#### EXERCISE INSTRUCTIONS:
Print the listing in its entirety and exactly, leaving out images.

#### DATA EXTRACT:
---
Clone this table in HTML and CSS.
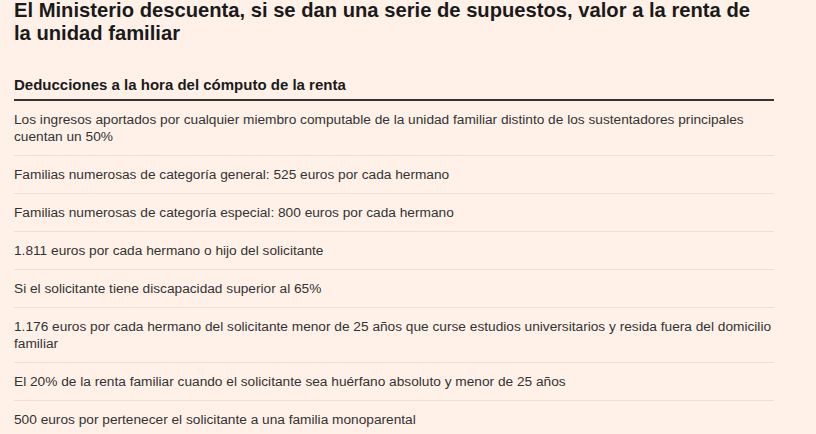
FILE: index.html
```html
<!DOCTYPE html>
<html lang="es">
<head>
<meta charset="utf-8">
<link rel="stylesheet" href="styles.css">
</head>
<body>
<main class="page">
  <h1 class="title">El Ministerio descuenta, si se dan una serie de supuestos, valor a la renta de la unidad familiar</h1>
  <section class="table">
    <h2 class="table-head">Deducciones a la hora del cómputo de la renta</h2>
    <ul class="rows">
      <li class="row">Los ingresos aportados por cualquier miembro computable de la unidad familiar distinto de los sustentadores principales cuentan un 50%</li>
      <li class="row">Familias numerosas de categoría general: 525 euros por cada hermano</li>
      <li class="row">Familias numerosas de categoría especial: 800 euros por cada hermano</li>
      <li class="row">1.811 euros por cada hermano o hijo del solicitante</li>
      <li class="row">Si el solicitante tiene discapacidad superior al 65%</li>
      <li class="row">1.176 euros por cada hermano del solicitante menor de 25 años que curse estudios universitarios y resida fuera del domicilio familiar</li>
      <li class="row">El 20% de la renta familiar cuando el solicitante sea huérfano absoluto y menor de 25 años</li>
      <li class="row">500 euros por pertenecer el solicitante a una familia monoparental</li>
    </ul>
  </section>
</main>
</body>
</html>
```

FILE: styles.css
```css
html, body {
  margin: 0;
  padding: 0;
  background: #fff1e8;
}
body {
  overflow: hidden;
}
.page {
  width: 760px;
  padding: 0 14px;
  font-family: "Liberation Sans", Arial, sans-serif;
  color: #1a1a1a;
}
.title {
  max-width: 750px;
  margin: -1px 0 0 0;
  font-family: "Liberation Sans", Arial, sans-serif;
  font-weight: 700;
  font-size: 20.2px;
  line-height: 23px;
  color: #1a1a1a;
}
.table {
  margin-top: 31px;
}
.table-head {
  margin: 0;
  padding-bottom: 6px;
  font-family: "Liberation Sans", Arial, sans-serif;
  font-weight: 700;
  font-size: 15px;
  line-height: 17px;
  border-bottom: 2px solid #333;
  color: #1a1a1a;
}
.rows {
  list-style: none;
  margin: 0;
  padding: 0;
}
.row {
  padding: 10px 0;
  font-size: 13.7px;
  line-height: 17px;
  color: #333;
  border-bottom: 1px solid #eadfd6;
}
```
---
#### RESPONSE:
Clone this table in HTML and CSS.
FILE: index.html
```html
<!DOCTYPE html>
<html lang="es">
<head>
<meta charset="utf-8">
<link rel="stylesheet" href="styles.css">
</head>
<body>
<main class="page">
  <h1 class="title">El Ministerio descuenta, si se dan una serie de supuestos, valor a la renta de la unidad familiar</h1>
  <section class="table">
    <h2 class="table-head">Deducciones a la hora del cómputo de la renta</h2>
    <ul class="rows">
      <li class="row">Los ingresos aportados por cualquier miembro computable de la unidad familiar distinto de los sustentadores principales cuentan un 50%</li>
      <li class="row">Familias numerosas de categoría general: 525 euros por cada hermano</li>
      <li class="row">Familias numerosas de categoría especial: 800 euros por cada hermano</li>
      <li class="row">1.811 euros por cada hermano o hijo del solicitante</li>
      <li class="row">Si el solicitante tiene discapacidad superior al 65%</li>
      <li class="row">1.176 euros por cada hermano del solicitante menor de 25 años que curse estudios universitarios y resida fuera del domicilio familiar</li>
      <li class="row">El 20% de la renta familiar cuando el solicitante sea huérfano absoluto y menor de 25 años</li>
      <li class="row">500 euros por pertenecer el solicitante a una familia monoparental</li>
    </ul>
  </section>
</main>
</body>
</html>
```

FILE: styles.css
```css
html, body {
  margin: 0;
  padding: 0;
  background: #fff1e8;
}
body {
  overflow: hidden;
}
.page {
  width: 760px;
  padding: 0 14px;
  font-family: "Liberation Sans", Arial, sans-serif;
  color: #1a1a1a;
}
.title {
  max-width: 750px;
  margin: -1px 0 0 0;
  font-family: "Liberation Sans", Arial, sans-serif;
  font-weight: 700;
  font-size: 20.2px;
  line-height: 23px;
  color: #1a1a1a;
}
.table {
  margin-top: 31px;
}
.table-head {
  margin: 0;
  padding-bottom: 6px;
  font-family: "Liberation Sans", Arial, sans-serif;
  font-weight: 700;
  font-size: 15px;
  line-height: 17px;
  border-bottom: 2px solid #333;
  color: #1a1a1a;
}
.rows {
  list-style: none;
  margin: 0;
  padding: 0;
}
.row {
  padding: 10px 0;
  font-size: 13.7px;
  line-height: 17px;
  color: #333;
  border-bottom: 1px solid #eadfd6;
}
```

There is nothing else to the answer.